(Stored items from a collection)
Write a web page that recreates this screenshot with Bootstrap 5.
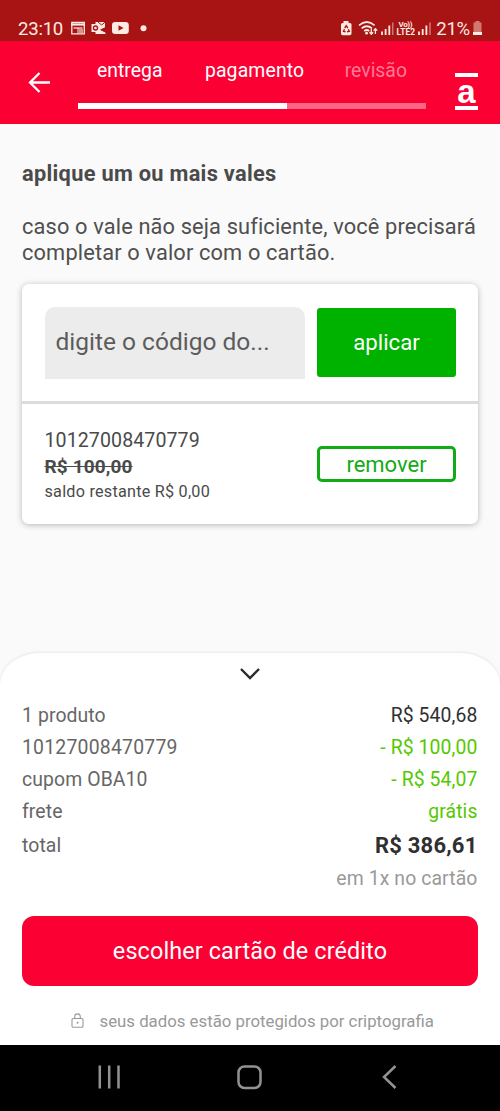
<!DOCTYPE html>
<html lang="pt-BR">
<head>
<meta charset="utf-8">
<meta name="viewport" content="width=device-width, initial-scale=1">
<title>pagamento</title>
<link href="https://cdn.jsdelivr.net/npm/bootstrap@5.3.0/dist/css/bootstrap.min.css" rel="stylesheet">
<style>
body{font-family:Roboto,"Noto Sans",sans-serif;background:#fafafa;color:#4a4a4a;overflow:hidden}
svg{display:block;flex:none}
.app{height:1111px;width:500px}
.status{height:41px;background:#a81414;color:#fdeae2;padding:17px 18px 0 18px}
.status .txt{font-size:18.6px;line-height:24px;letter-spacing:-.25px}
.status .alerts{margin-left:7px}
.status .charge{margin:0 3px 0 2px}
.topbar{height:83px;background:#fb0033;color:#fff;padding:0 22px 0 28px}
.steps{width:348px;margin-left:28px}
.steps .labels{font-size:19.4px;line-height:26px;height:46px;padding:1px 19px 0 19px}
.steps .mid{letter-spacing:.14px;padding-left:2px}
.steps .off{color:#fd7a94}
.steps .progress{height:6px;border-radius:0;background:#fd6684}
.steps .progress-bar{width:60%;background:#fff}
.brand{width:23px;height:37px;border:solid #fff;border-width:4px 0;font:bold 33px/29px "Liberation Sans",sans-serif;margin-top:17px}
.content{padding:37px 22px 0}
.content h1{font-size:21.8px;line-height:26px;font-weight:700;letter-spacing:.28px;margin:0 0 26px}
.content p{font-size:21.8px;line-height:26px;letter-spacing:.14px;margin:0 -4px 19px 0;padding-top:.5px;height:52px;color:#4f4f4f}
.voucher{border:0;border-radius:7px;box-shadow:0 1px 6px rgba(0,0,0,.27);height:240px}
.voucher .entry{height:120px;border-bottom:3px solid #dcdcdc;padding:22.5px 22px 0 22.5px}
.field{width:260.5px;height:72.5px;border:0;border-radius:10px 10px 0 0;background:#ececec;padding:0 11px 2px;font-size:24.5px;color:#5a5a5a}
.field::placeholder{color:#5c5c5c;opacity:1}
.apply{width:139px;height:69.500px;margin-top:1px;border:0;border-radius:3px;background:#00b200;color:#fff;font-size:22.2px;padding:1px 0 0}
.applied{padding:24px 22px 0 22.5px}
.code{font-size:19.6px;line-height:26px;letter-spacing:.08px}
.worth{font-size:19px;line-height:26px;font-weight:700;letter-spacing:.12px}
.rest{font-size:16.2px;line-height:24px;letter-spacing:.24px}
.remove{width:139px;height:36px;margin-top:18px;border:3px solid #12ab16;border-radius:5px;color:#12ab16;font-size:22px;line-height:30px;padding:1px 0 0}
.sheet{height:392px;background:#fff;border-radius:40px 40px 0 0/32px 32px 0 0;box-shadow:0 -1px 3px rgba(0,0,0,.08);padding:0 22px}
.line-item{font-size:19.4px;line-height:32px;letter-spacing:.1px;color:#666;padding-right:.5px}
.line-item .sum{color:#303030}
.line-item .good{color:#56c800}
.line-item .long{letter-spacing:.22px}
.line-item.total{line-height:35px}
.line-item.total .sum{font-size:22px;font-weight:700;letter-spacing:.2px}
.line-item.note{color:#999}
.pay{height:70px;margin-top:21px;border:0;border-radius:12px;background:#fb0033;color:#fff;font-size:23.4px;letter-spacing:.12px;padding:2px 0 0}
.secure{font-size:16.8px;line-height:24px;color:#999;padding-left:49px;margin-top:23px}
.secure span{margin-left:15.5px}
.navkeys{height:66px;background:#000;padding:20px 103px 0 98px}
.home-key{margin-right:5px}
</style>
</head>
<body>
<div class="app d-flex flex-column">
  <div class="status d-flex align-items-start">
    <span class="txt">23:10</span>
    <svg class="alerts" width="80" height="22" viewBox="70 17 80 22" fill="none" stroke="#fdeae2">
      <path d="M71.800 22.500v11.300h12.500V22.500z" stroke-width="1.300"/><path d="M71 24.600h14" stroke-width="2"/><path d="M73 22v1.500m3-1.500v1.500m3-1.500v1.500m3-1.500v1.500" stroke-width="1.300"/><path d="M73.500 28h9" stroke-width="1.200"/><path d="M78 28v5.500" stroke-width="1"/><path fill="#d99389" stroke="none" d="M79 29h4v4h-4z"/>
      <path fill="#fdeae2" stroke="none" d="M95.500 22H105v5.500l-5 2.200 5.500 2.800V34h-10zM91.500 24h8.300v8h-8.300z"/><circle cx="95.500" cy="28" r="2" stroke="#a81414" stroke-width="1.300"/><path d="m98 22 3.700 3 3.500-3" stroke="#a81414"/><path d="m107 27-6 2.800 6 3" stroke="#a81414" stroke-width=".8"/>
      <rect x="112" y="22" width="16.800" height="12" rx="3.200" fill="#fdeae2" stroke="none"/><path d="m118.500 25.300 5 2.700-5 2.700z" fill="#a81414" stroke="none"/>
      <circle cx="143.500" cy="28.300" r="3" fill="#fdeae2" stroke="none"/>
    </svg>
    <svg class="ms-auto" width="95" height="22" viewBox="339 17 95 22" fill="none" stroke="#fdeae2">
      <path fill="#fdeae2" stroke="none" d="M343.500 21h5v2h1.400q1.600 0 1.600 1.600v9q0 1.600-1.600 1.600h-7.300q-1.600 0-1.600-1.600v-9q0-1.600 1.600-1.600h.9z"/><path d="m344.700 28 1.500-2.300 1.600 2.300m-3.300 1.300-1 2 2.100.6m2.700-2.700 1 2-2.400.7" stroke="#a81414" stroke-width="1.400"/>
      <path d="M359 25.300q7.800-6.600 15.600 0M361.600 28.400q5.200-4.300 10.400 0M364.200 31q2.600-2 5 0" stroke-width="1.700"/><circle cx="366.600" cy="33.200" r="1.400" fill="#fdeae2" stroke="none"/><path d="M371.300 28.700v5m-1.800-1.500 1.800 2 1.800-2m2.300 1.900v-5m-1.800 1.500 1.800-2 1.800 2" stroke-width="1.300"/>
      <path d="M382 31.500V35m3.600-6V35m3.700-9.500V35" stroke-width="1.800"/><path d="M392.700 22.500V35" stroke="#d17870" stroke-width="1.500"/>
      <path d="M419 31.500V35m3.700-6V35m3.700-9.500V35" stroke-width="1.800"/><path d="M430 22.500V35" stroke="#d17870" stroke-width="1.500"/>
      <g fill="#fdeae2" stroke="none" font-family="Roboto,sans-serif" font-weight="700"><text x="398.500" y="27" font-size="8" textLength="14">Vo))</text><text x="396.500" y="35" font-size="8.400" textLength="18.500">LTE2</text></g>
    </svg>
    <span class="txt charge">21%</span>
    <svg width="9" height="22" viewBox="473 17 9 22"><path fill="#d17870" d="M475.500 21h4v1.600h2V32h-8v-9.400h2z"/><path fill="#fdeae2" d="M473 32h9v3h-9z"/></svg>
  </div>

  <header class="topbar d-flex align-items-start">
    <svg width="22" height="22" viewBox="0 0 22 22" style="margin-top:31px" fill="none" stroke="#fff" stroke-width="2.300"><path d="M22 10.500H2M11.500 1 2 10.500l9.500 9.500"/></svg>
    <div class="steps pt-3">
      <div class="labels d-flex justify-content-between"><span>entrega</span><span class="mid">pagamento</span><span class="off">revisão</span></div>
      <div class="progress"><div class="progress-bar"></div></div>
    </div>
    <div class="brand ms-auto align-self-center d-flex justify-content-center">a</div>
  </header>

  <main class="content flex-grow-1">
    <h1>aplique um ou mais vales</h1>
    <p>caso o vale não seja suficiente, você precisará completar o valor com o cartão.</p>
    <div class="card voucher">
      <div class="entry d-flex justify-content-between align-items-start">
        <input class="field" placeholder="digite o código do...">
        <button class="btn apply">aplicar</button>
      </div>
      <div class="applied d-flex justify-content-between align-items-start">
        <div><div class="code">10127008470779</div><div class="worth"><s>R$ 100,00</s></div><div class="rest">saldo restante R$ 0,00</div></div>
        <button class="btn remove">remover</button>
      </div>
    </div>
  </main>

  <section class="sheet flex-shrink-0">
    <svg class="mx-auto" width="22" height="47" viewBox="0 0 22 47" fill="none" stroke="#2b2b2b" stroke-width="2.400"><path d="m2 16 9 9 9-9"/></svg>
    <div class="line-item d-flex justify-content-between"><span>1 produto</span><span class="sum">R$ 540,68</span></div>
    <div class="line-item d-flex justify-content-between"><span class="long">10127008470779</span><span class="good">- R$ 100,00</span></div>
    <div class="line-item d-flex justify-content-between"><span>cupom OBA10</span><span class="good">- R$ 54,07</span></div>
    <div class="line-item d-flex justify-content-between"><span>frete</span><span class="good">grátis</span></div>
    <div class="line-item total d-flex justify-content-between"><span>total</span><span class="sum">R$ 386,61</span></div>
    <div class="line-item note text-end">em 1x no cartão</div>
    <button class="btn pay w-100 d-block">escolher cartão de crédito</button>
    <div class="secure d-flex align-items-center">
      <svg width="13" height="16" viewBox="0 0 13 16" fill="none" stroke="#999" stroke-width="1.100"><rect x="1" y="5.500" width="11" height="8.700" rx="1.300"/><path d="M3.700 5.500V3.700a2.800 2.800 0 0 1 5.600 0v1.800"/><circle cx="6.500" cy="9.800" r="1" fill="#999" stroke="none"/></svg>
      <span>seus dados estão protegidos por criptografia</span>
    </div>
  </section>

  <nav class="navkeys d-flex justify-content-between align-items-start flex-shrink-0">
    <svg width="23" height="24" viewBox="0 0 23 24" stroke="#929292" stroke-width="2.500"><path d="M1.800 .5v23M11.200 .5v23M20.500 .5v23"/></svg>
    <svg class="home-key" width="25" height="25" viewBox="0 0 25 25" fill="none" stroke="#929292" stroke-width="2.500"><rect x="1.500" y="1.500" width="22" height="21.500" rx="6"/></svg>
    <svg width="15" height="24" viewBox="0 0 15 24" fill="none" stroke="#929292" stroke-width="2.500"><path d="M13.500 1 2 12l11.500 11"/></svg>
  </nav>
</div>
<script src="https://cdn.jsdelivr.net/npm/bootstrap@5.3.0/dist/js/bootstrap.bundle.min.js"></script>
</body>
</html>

* * *

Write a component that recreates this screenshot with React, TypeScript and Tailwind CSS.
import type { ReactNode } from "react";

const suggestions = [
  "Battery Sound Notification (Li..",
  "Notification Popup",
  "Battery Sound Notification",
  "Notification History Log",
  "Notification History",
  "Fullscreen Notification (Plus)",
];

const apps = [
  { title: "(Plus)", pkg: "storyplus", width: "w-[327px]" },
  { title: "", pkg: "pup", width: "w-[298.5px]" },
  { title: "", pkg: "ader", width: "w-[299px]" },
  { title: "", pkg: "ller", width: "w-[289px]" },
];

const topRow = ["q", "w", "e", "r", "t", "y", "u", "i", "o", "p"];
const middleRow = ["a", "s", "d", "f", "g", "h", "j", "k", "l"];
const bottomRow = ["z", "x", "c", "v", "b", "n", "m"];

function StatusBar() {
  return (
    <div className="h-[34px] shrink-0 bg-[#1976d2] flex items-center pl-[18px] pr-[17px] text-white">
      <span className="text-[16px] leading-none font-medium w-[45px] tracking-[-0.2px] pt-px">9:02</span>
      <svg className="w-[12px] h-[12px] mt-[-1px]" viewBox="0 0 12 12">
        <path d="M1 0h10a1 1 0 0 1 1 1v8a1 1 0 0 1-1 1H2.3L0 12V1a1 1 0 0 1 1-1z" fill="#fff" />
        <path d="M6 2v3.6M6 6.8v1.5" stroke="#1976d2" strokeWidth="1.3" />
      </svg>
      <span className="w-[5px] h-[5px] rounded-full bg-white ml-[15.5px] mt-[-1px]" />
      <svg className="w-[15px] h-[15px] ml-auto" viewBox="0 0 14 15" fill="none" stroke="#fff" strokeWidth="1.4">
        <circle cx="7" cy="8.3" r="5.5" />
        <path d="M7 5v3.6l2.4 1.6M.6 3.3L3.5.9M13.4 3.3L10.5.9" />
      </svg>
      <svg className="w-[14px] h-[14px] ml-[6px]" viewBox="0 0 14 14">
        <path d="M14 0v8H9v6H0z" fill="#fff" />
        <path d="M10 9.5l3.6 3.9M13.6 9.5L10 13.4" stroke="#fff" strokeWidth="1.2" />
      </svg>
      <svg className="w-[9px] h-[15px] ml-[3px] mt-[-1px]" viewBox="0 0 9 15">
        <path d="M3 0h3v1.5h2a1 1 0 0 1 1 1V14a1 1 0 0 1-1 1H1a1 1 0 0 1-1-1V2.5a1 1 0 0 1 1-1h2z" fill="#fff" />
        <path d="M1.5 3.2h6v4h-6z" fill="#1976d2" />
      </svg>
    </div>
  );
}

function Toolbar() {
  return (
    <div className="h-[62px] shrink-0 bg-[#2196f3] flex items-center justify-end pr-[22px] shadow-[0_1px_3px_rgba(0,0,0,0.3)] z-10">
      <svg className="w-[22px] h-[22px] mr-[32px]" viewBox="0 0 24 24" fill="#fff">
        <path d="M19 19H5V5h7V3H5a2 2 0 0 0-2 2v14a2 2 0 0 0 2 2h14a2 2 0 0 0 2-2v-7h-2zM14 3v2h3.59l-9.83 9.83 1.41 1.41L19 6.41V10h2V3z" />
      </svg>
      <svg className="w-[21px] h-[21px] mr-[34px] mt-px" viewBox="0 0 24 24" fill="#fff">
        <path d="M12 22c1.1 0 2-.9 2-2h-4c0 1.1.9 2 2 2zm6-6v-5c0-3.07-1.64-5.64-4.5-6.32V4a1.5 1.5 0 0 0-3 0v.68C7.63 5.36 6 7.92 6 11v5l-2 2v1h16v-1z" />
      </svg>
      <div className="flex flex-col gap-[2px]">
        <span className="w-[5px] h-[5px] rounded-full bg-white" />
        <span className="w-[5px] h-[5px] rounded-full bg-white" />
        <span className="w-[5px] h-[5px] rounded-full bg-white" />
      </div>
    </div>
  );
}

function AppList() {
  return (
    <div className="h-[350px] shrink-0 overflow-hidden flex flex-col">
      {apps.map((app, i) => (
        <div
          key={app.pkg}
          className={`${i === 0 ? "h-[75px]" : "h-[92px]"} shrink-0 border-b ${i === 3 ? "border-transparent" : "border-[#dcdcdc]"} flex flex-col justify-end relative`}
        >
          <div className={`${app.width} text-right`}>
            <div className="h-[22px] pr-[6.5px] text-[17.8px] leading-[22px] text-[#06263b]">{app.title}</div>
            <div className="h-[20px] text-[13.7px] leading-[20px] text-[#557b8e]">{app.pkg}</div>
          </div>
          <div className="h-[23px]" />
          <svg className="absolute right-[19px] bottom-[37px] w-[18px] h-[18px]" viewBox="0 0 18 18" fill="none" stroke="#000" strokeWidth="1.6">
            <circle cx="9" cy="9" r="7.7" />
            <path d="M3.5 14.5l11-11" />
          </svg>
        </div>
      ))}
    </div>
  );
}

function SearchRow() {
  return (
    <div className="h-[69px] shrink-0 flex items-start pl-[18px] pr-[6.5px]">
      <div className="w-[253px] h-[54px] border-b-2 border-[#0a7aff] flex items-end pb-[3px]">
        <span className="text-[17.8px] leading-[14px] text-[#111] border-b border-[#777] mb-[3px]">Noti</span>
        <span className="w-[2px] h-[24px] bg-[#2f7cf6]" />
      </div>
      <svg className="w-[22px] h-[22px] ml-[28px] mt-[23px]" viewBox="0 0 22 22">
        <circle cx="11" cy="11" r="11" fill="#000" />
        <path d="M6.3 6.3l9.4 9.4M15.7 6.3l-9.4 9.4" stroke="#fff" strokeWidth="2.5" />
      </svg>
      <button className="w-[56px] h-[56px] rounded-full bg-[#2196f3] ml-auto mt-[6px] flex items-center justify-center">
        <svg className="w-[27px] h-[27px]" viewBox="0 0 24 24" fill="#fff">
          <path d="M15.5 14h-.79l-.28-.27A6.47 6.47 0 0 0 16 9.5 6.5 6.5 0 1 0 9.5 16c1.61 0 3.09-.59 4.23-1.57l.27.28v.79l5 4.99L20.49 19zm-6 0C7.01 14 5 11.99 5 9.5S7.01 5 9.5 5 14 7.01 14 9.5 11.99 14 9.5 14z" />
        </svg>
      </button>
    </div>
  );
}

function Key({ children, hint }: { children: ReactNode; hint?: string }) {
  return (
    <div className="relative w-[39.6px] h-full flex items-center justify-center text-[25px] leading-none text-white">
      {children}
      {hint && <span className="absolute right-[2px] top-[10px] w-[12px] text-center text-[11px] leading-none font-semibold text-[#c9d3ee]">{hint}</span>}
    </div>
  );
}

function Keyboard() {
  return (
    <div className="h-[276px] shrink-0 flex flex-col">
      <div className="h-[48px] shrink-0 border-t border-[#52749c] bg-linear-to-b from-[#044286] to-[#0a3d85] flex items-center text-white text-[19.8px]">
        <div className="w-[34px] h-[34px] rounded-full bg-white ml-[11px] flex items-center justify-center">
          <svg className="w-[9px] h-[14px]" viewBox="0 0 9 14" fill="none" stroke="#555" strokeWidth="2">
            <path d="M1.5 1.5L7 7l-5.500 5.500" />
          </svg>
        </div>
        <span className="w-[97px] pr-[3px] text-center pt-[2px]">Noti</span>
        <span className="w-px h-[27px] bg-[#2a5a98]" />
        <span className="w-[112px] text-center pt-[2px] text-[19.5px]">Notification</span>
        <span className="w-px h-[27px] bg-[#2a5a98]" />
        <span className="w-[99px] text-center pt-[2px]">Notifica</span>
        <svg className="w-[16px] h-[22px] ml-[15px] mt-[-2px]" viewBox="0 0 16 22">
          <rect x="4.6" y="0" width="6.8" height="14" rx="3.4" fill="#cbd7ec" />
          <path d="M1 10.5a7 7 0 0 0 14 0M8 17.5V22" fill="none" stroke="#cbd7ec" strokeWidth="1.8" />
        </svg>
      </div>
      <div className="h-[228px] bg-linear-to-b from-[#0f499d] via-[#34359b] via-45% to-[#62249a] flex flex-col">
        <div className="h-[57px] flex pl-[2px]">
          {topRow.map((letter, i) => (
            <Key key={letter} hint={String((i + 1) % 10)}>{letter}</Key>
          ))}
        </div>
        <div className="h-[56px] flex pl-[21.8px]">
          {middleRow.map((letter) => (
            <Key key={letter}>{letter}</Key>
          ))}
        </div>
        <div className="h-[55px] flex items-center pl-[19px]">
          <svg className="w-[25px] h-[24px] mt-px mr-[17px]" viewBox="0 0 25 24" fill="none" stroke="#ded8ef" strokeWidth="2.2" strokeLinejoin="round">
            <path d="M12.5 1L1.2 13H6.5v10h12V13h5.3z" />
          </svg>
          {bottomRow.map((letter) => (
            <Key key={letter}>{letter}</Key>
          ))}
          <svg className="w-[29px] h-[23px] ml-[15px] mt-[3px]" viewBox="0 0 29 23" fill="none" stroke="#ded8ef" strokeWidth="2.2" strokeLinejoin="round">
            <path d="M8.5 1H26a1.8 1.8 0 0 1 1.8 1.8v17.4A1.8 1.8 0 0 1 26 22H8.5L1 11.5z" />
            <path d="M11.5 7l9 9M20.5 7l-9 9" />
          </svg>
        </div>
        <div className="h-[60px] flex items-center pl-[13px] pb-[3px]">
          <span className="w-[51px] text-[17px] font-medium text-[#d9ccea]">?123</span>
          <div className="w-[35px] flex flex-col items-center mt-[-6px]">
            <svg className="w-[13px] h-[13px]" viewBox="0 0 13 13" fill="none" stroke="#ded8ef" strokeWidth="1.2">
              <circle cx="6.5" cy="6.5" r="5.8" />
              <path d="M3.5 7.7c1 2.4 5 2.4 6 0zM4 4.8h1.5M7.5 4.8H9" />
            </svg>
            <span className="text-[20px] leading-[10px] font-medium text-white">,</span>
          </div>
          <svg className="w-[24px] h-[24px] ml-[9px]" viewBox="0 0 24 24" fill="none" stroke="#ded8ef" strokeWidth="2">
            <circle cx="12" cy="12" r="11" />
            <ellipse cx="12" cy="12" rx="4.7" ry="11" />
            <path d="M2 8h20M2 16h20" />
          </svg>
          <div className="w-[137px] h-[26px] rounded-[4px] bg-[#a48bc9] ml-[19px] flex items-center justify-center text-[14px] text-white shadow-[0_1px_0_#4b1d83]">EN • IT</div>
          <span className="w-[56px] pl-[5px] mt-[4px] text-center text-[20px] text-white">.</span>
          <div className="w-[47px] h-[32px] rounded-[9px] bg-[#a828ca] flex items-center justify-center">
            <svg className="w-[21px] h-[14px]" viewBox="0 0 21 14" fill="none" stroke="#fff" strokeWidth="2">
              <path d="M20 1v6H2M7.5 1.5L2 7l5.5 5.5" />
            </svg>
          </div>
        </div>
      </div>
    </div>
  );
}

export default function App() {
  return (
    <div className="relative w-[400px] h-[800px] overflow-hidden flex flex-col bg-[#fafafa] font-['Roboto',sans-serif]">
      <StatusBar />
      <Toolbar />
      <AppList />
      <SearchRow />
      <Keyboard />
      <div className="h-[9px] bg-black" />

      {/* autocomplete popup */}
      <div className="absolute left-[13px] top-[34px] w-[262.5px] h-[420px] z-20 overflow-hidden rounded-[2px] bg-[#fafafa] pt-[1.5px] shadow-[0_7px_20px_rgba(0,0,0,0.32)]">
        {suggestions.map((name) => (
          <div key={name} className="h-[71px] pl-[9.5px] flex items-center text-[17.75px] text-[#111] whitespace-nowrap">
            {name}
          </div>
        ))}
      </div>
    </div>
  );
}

**Aim**
Filter the entries down to the lines containing "with". Copy each of those lines.

**Full answer**
Write a web page that recreates this screenshot with Bootstrap 5.
Write a component that recreates this screenshot with React, TypeScript and Tailwind CSS.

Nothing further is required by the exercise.